In response to that mood, ministers will deride Labour as (to use the Prime Minister's tacky phrase) 'the poodle of Brussels'. The truth is that the European Union is providing Labour with just the policies it cannot get at home. But, lacking a sharp-edged European rhetoric of its own, the party is finally learning the dangers of vacuum politics. The Shadow Cabinet has been discussing the need for a more positively European policy, and Mr Smith, probably the staunchest pro-European in the Labour Party, has set up a policy commission on foreign and security policy, which had its first meeting yesterday under the chairmanship of Neil Kinnock.

Well before that reports, though, come these elections, during which it seems that the principled Tory case for European integration will not be heard.
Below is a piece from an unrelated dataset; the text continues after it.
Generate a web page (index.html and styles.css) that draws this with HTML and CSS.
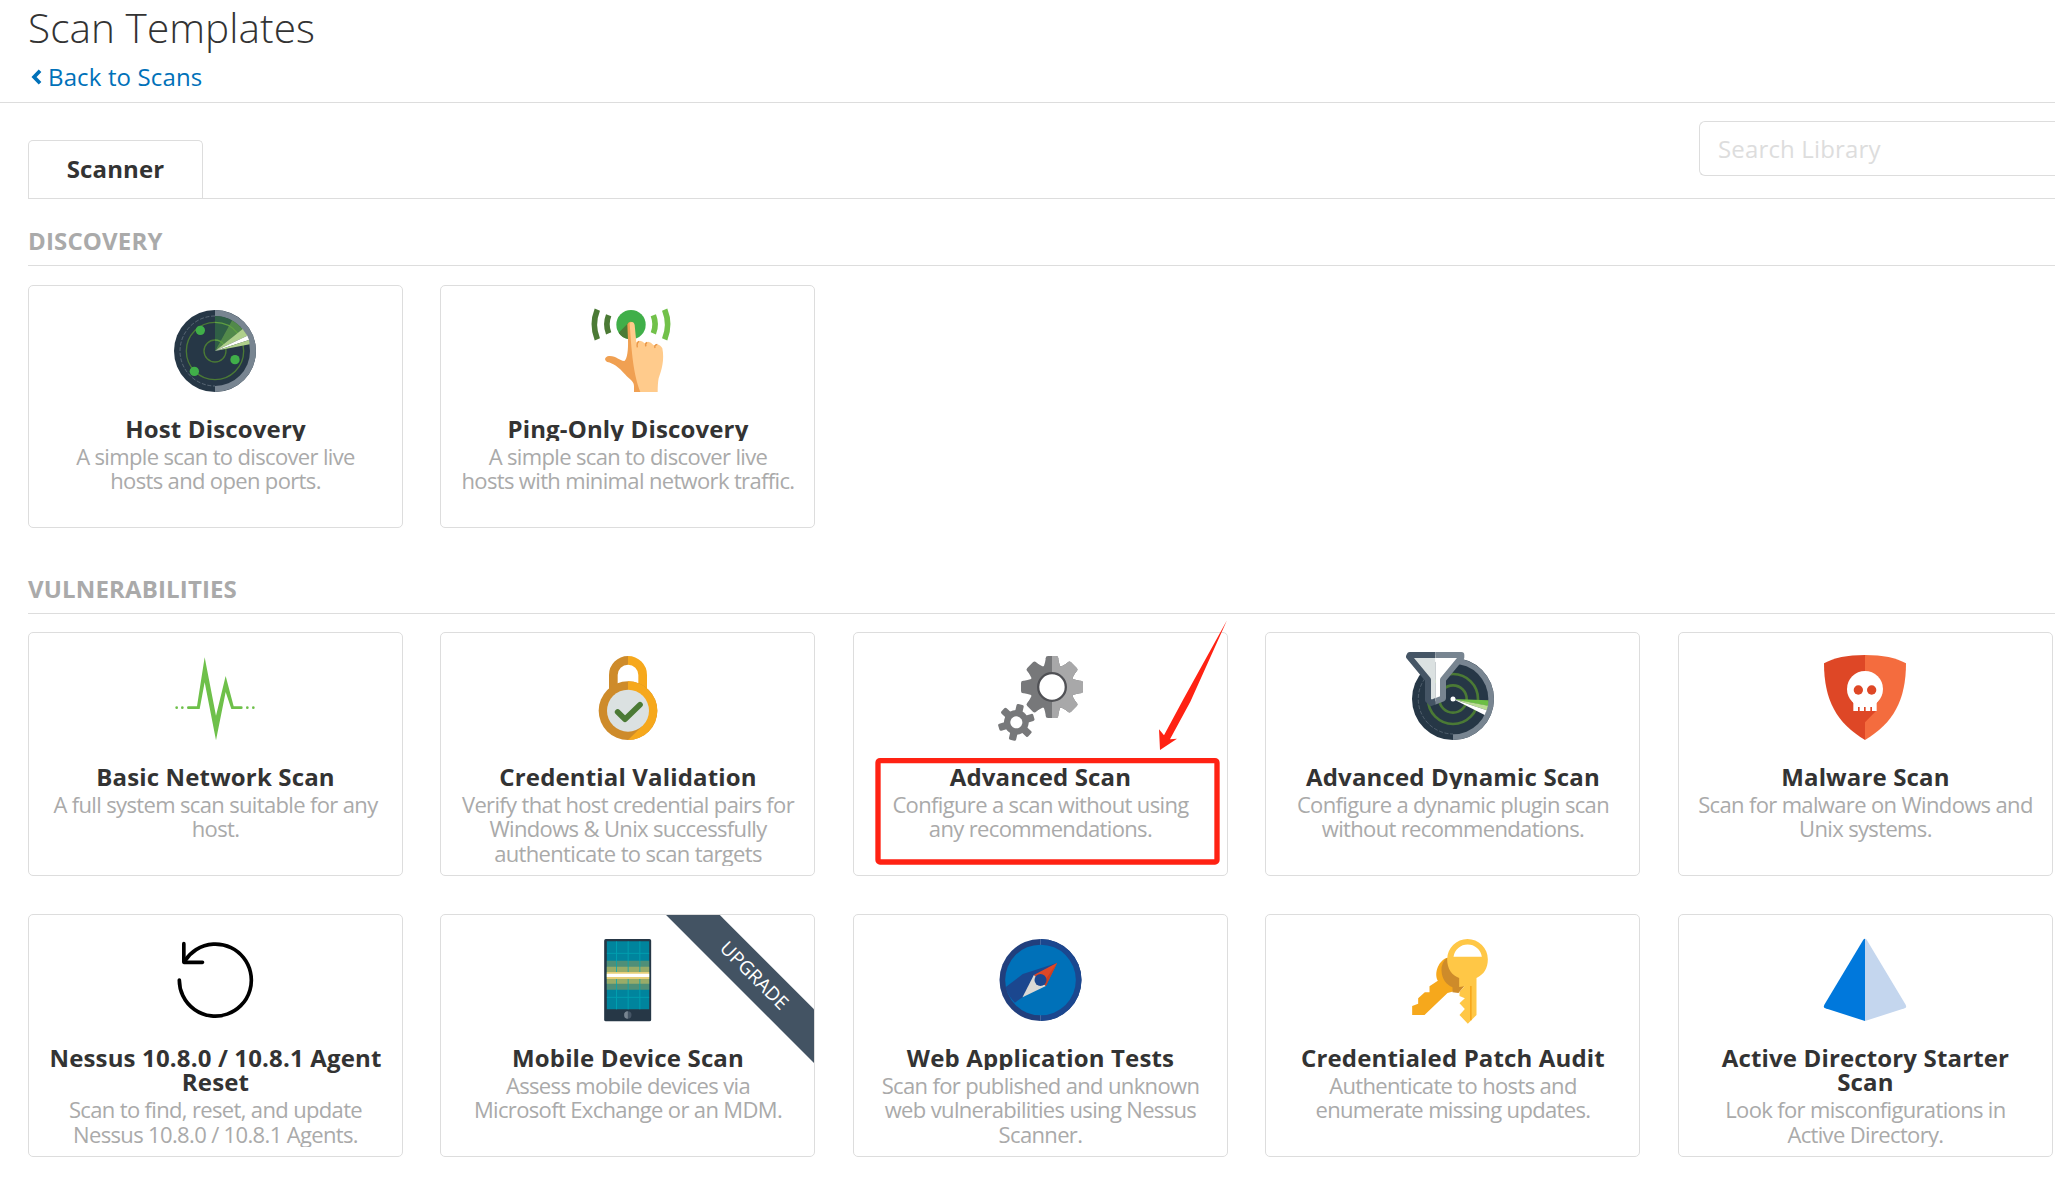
FILE: index.html
```html
<!DOCTYPE html>
<html lang="en">
<head>
<meta charset="utf-8">
<title>Scan Templates</title>
<link rel="stylesheet" href="styles.css">
</head>
<body>
<header class="page-header">
  <h1 class="page-title">Scan Templates</h1>
  <a class="back-link"><svg class="chevron" viewBox="0 0 28 39"><path d="M26 6 13 19.500 26 33" fill="none" stroke="currentColor" stroke-width="8"/></svg>Back to Scans</a>
</header>
<main class="content">
  <nav class="tabs">
    <div class="tab">Scanner</div>
    <div class="search">Search Library</div>
  </nav>

  <section class="group">
    <h2 class="group-title">DISCOVERY</h2>
    <div class="cards cards-discovery">
      <article class="card">
        <svg class="icon" viewBox="405 45 363 330">
          <circle cx="585" cy="213" r="123" fill="#263746"/>
          <path d="M585 90a123 123 0 0 1 0 246z" fill="#788591"/>
          <circle cx="585" cy="213" r="105" fill="#263746"/>
          <path d="M585 108a105 105 0 0 0 0 210" fill="none" stroke="#8a97a0" stroke-width="1.500" stroke-dasharray="12 5"/>
          <g fill="none" stroke="#4b7a35" stroke-width="4"><circle cx="585" cy="213" r="86"/><circle cx="585" cy="213" r="33"/></g>
          <path d="M585 213V108A105 105 0 0 1 636 121z" fill="#2f5f46"/>
          <path d="M585 213 636 121A105 105 0 0 1 668 148z" fill="#52894a"/>
          <path d="M585 127A86 86 0 0 1 653 160M585 180A33 33 0 0 1 611 193" fill="none" stroke="#5f9f42" stroke-width="4"/>
          <path d="M585 213 668 147 682 167z" fill="#b0d08c"/>
          <path d="M585 213 682 167 687 180z" fill="#fff"/>
          <path d="M585 213 687 180 689 193z" fill="#b0d08c"/>
          <g fill="#40af49"><circle cx="541" cy="151" r="14"/><circle cx="645" cy="239" r="14"/><circle cx="523" cy="274" r="14"/></g>
        </svg>
        <div class="text"><h3 class="name">Host Discovery</h3><p class="desc">A simple scan to discover live hosts and open ports.</p></div>
      </article>
      <article class="card">
        <svg class="icon" viewBox="411 45 363 330">
          <g fill="none" stroke="#4b7a35" stroke-width="17"><path d="M502 89Q484 134 502 178M536 106Q525 134 536 160"/></g>
          <g fill="none" stroke="#72c14a" stroke-width="17"><path d="M704 89Q722 134 704 178M670 106Q681 134 670 160"/></g>
          <circle cx="603" cy="134" r="44" fill="#40af49"/>
          <path d="M566 158 595 129V177Q576 174 566 158z" fill="#4b7a35"/>
          <path d="M612 336V318C611 302 600 300 585 283C565 260 550 250 532 246C521 240 524 230 537 228C560 227 567 242 583 243C592 238 595 208 594 180L592 133Q596 123 606 126L634 336z" fill="#f0a052"/>
          <path d="M599 128Q611 121 614 135L619 187Q631 176 644 190Q657 178 671 196Q688 188 697 205C704 240 695 270 686 295Q683 310 683 336H631C610 280 605 220 599 128z" fill="#ffcb8c"/>
          <path d="M622 202Q619 190 627 184M648 199Q644 192 651 187M675 204Q672 195 682 193" fill="none" stroke="#e99545" stroke-width="4"/>
        </svg>
        <div class="text"><h3 class="name">Ping-Only Discovery</h3><p class="desc">A simple scan to discover live hosts with minimal network traffic.</p></div>
      </article>
    </div>
  </section>

  <section class="group group-vulnerabilities">
    <h2 class="group-title">VULNERABILITIES</h2>
    <div class="cards cards-vulnerabilities">
      <article class="card">
        <svg class="icon" viewBox="405 216 363 330" fill="#6ec04a">
          <path d="M505 409H531L554 262 588 437 617 318 641 409H664a4 4 0 0 1 0 8H634L617 366 588 511 554 337 539 417H505a4 4 0 0 1 0-8z"/>
          <circle cx="470" cy="413" r="4"/><circle cx="487" cy="413" r="4"/><circle cx="682" cy="413" r="4"/><circle cx="700" cy="413" r="4"/>
        </svg>
        <div class="text"><h3 class="name">Basic Network Scan</h3><p class="desc">A full system scan suitable for any host.</p></div>
      </article>
      <article class="card">
        <svg class="icon" viewBox="411 96 363 330">
          <path d="M550 240V195A44 44 0 0 1 594 151" fill="none" stroke="#ce8b2a" stroke-width="26"/>
          <path d="M638 240V195A44 44 0 0 0 594 151" fill="none" stroke="#f6a81c" stroke-width="26"/>
          <circle cx="594" cy="302" r="88" fill="#ce8b2a"/>
          <path d="M594 214a88 88 0 0 1 0 176L636 349z" fill="#f6a81c"/>
          <path d="M594 214V302L636 349 660 302z" fill="#f6a81c"/>
          <circle cx="594" cy="302" r="63" fill="#dbe1e1"/>
          <path d="M563 306 585 328 630 284" fill="none" stroke="#4b7a35" stroke-width="17" stroke-linecap="round" stroke-linejoin="round"/>
        </svg>
        <div class="text"><h3 class="name">Credential Validation</h3><p class="desc">Verify that host credential pairs for Windows &amp; Unix successfully authenticate to scan targets</p></div>
      </article>
      <article class="card">
        <svg class="icon" viewBox="420 96 363 330">
          <defs>
            <g id="tooth-pair"><rect x="-19" y="-93" width="38" height="186" rx="7"/><path d="M-18-84-25-60H25L18-84zM-18 84-25 60H25L18 84z"/></g>
            <g id="gear"><circle r="67"/><use href="#tooth-pair"/><use href="#tooth-pair" transform="rotate(45)"/><use href="#tooth-pair" transform="rotate(90)"/><use href="#tooth-pair" transform="rotate(135)"/></g>
            <clipPath id="gear-right"><rect x="0" y="-100" width="100" height="200"/></clipPath>
          </defs>
          <g transform="translate(636 231)">
            <use href="#gear" fill="#77787a"/>
            <g clip-path="url(#gear-right)"><use href="#gear" fill="#a8a8a9"/></g>
            <circle r="41.500" fill="#fff" stroke="#505155" stroke-width="7"/>
          </g>
          <g transform="translate(529 337) rotate(13)" fill="#77787a">
            <circle r="37"/><rect x="-11" y="-55" width="22" height="110" rx="5"/><rect x="-11" y="-55" width="22" height="110" rx="5" transform="rotate(60)"/><rect x="-11" y="-55" width="22" height="110" rx="5" transform="rotate(120)"/>
            <circle r="18" fill="#fff"/>
          </g>
        </svg>
        <div class="text"><h3 class="name">Advanced Scan</h3><p class="desc">Configure a scan without using any recommendations.</p></div>
        <svg class="annotation" viewBox="39 66 1125 732">
          <rect x="114" y="452" width="1017" height="304" rx="6" fill="none" stroke="#ff2213" stroke-width="16"/>
          <path d="M1161 31 1051 275 990 388 1011 386 960 420 957 358 972 376 1030 268z" fill="#ff2213"/>
        </svg>
      </article>
      <article class="card">
        <svg class="icon" viewBox="411 96 363 330">
          <defs>
            <clipPath id="funnel-left"><rect x="440" y="110" width="101" height="200"/></clipPath>
            <clipPath id="funnel-right"><rect x="541" y="110" width="100" height="200"/></clipPath>
          </defs>
          <circle cx="594" cy="267" r="123" fill="#263746"/>
          <path d="M594 144a123 123 0 0 1 0 246z" fill="#788591"/>
          <circle cx="594" cy="267" r="106" fill="#263746"/>
          <path d="M510 205A105 105 0 0 0 594 372" fill="none" stroke="#788591" stroke-width="1.500" stroke-dasharray="12 5"/>
          <g fill="none" stroke="#4b7a35" stroke-width="8"><circle cx="594" cy="267" r="75"/><circle cx="594" cy="267" r="41"/></g>
          <path d="M594 267 700 271 699 288z" fill="#6cbe45"/>
          <path d="M594 267 699 287 695 301z" fill="#b9dc93"/>
          <path d="M594 267 695 301 689 315z" fill="#fff"/>
          <circle cx="594" cy="267" r="7.500" fill="#fff"/>
          <g stroke-width="18" stroke-linejoin="round">
            <path clip-path="url(#funnel-left)" d="M464 135H619V142L564 209V265L528 279 519 270V209L462 140z" fill="#dbe1e1" stroke="#455565"/>
            <path clip-path="url(#funnel-right)" d="M464 135H619V142L564 209V265L528 279 519 270V209L462 140z" fill="#fff" stroke="#788591"/>
          </g>
        </svg>
        <div class="text"><h3 class="name">Advanced Dynamic Scan</h3><p class="desc">Configure a dynamic plugin scan without recommendations.</p></div>
      </article>
      <article class="card">
        <svg class="icon" viewBox="450 96 363 330">
          <path d="M630 135Q550 135 507 160C507 270 545 340 630 390z" fill="#de4726"/>
          <path d="M630 135Q710 135 753 160C753 270 715 340 630 390z" fill="#f46c3e"/>
          <path d="M630 303H663L630 337z" fill="#de4726"/>
          <circle cx="630" cy="237" r="54" fill="#fff"/><path d="M590 268 595 280V303H665V280L670 268z" fill="#fff"/>
          <g fill="#de4726"><circle cx="610" cy="240" r="14"/><circle cx="650" cy="240" r="14"/><path d="M609 291h5v12h-5zM627 291h5v12h-5zM646 291h5v12h-5z"/></g>
        </svg>
        <div class="text"><h3 class="name">Malware Scan</h3><p class="desc">Scan for malware on Windows and Unix systems.</p></div>
      </article>

      <article class="card">
        <svg class="icon" viewBox="-1.500 0 363 330" fill="none" stroke="#000" stroke-width="11" stroke-linecap="round" stroke-linejoin="round">
          <path d="M71.500 168A108 108 0 1 0 88 111"/><path d="M85 59V115H141"/>
        </svg>
        <div class="text"><h3 class="name">Nessus 10.8.0 / 10.8.1 Agent Reset</h3><p class="desc">Scan to find, reset, and update Nessus 10.8.0 / 10.8.1 Agents.</p></div>
      </article>
      <article class="card card-upgrade">
        <svg class="icon" viewBox="-1.500 0 363 330">
          <rect x="110" y="45" width="141" height="247" rx="5" fill="#263746"/>
          <path d="M118 52h127v204H118z" fill="#00849d"/>
          <path d="M118 110h127v87H118z" fill="#4f8f78"/>
          <path d="M118 128h127v51H118z" fill="#98ab68"/>
          <path d="M147 52V256M182 52V256M217 52V256M118 88H245M118 220H245" stroke="#00a8b5" stroke-width="3" opacity=".75"/>
          <path d="M118 144h127v21H118z" fill="#e6cf78"/>
          <path d="M118 149h127v10H118z" fill="#fff"/>
          <circle cx="181" cy="273" r="11" fill="#455565"/><path d="M181 262a11 11 0 0 0 0 22z" fill="#788591"/>
        </svg>
        <div class="text"><h3 class="name">Mobile Device Scan</h3><p class="desc">Assess mobile devices via Microsoft Exchange or an MDM.</p></div>
        <div class="ribbon">UPGRADE</div>
      </article>
      <article class="card">
        <svg class="icon" viewBox="-1.500 0 363 330">
          <circle cx="180" cy="168" r="123" fill="#213f7d"/><path d="M180 45a123 123 0 0 1 0 246z" fill="#1b478f"/>
          <path d="M180 45V291" stroke="#6f8cba" stroke-width="1.500"/>
          <circle cx="180" cy="168" r="106" fill="#0071b9"/>
          <path d="M229 117 127 150 75 190A106 106 0 0 0 103 236L126 220z" fill="#1b478f"/>
          <path d="M230 116 160 153 196 186z" fill="#de4726"/><path d="M126 220 160 153 196 186z" fill="#dbd9d5"/>
          <path d="M230 116 196 186 188 177z" fill="#c93f22"/>
          <circle cx="180" cy="168" r="18" fill="#1b478f"/>
        </svg>
        <div class="text"><h3 class="name">Web Application Tests</h3><p class="desc">Scan for published and unknown web vulnerabilities using Nessus Scanner.</p></div>
      </article>
      <article class="card">
        <svg class="icon" viewBox="-1.500 0 363 330">
          <path d="M164 101C140 108 123 145 136 170L111 187V205H97L77 223V239L59 246V273H96L165 207 190 200V120z" fill="#f6a81c"/>
          <path d="M164 101Q146 114 147 140C148 165 162 182 180 190V205L198 207 216 186V150z" fill="#ce8b2a"/>
          <path fill-rule="evenodd" d="M225 45A61 61 0 0 0 164 106C164 135 178 154 200 162V189L216 187 201 203V216L217 223 201 238 217 255 201 273 226 299 252 273V162C274 152 286 133 286 106A61 61 0 0 0 225 45zM183 98A43 43 0 0 1 268 98z" fill="#ffc746"/>
          <path d="M235 186V289" stroke="#f6a81c" stroke-width="5"/>
        </svg>
        <div class="text"><h3 class="name">Credentialed Patch Audit</h3><p class="desc">Authenticate to hosts and enumerate missing updates.</p></div>
      </article>
      <article class="card">
        <svg class="icon" viewBox="450 72 363 330">
          <path d="M630 116Q627 116 625 119L508 314Q504 322 511 325L630 363z" fill="#0078dc"/>
          <path d="M630 116Q633 116 635 119L752 314Q756 322 749 325L630 363z" fill="#c4d6ee"/>
        </svg>
        <div class="text"><h3 class="name">Active Directory Starter Scan</h3><p class="desc">Look for misconfigurations in Active Directory.</p></div>
      </article>
    </div>
  </section>
</main>
</body>
</html>
```
FILE: styles.css
```css
* { box-sizing: border-box; }

body {
  margin: 0;
  background: #fff;
  color: #333;
  font-family: "Open Sans", "Noto Sans", sans-serif;
  font-size: 24px;
  overflow: hidden;
}

h1, h2, h3, p { margin: 0; }

.page-header {
  height: 103px;
  padding-left: 28px;
  border-bottom: 1px solid #ddd;
}

.page-title {
  height: 60px;
  font-size: 40.5px;
  font-weight: 300;
  line-height: 56px;
  letter-spacing: 0.08px;
}

.back-link {
  display: flex;
  align-items: center;
  gap: 7px;
  color: #0071b9;
  line-height: 33px;
  letter-spacing: 0.14px;
}

.chevron { width: 13px; height: 18px; overflow: visible; }

.content { padding-left: 28px; }

.tabs {
  display: flex;
  justify-content: space-between;
  align-items: flex-end;
  height: 96px;
  border-bottom: 1px solid #ddd;
}

.tab {
  width: 175px;
  height: 58px;
  padding-top: 11px;
  border: 1px solid #ddd;
  border-bottom: 0;
  border-radius: 5px 5px 0 0;
  font-weight: 700;
  line-height: 33px;
  letter-spacing: 0.15px;
  text-align: center;
}

.search {
  width: 356px;
  height: 55px;
  margin-bottom: 22px;
  padding: 10px 18px;
  border: 1px solid #ddd;
  border-right: 0;
  border-radius: 6px 0 0 6px;
  color: #ddd;
  line-height: 33px;
  letter-spacing: 0.15px;
}

.group-title {
  height: 67px;
  padding-top: 25px;
  border-bottom: 1px solid #ddd;
  color: #aaa;
  font-size: 24px;
  font-weight: 700;
  line-height: 33px;
  letter-spacing: 0.15px;
}

.group-vulnerabilities { margin-top: 19px; }

.cards {
  display: grid;
  grid-template-columns: repeat(5, 375px);
  column-gap: 37.49px;
  row-gap: 38px;
}

.cards-discovery { grid-template-rows: 243px; padding-top: 19px; }
.cards-vulnerabilities { grid-template-rows: 244px 243px; padding-top: 18px; }

.card {
  position: relative;
  display: flex;
  flex-direction: column;
  align-items: center;
  padding: 9px 0;
  border: 1px solid #ddd;
  border-radius: 5px;
}

.icon { flex: none; width: 121px; height: 110px; }

.text {
  width: 345px;
  height: 101px;
  margin-top: auto;
  overflow: hidden;
  text-align: center;
}

.name {
  overflow: hidden;
  font-size: 24px;
  font-weight: 700;
  line-height: 24.4px;
  letter-spacing: 0.15px;
}

.desc {
  width: 335.5px;
  margin: 2.6px auto 0;
  color: #aaa;
  font-size: 22px;
  line-height: 24.4px;
  letter-spacing: -0.65px;
}

.card-upgrade { overflow: hidden; }

.ribbon {
  position: absolute;
  top: 42px;
  right: -60px;
  width: 240px;
  height: 37.6px;
  background: #435363;
  color: #fff;
  font-size: 19px;
  line-height: 37.6px;
  text-align: center;
  transform: rotate(45deg);
}

.annotation {
  position: absolute;
  top: -1px;
  left: -1px;
  width: 375px;
  height: 244px;
  overflow: visible;
}
```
That being so, a heavy responsibility rests on the Labour leadership to pick up the gauntlet of British nationalism and make the European case in unequivocal and unapologetic terms. This time it is not a matter of avoiding hostages to fortune, but of providing national leadership on an issue where leadership has been lacking.

A turning-point in Labour's position may be approaching. The private view of the party hierarchy is that so long as it gets its tax and spending policies right, the next election is in the bag. Mr Smith will attack John Major relentlessly as a flip-flopping ditherer, but will in general be cautious about making commitments that the Conservatives can use against him. Fair enough. But the time is at hand when Mr Smith must choose either to display courage in support of the European vision he has supported all his political life; or play safe and use the coming campaign merely to make easy anti-Tory points. Politics is about tactics and about policy. But it is about character first.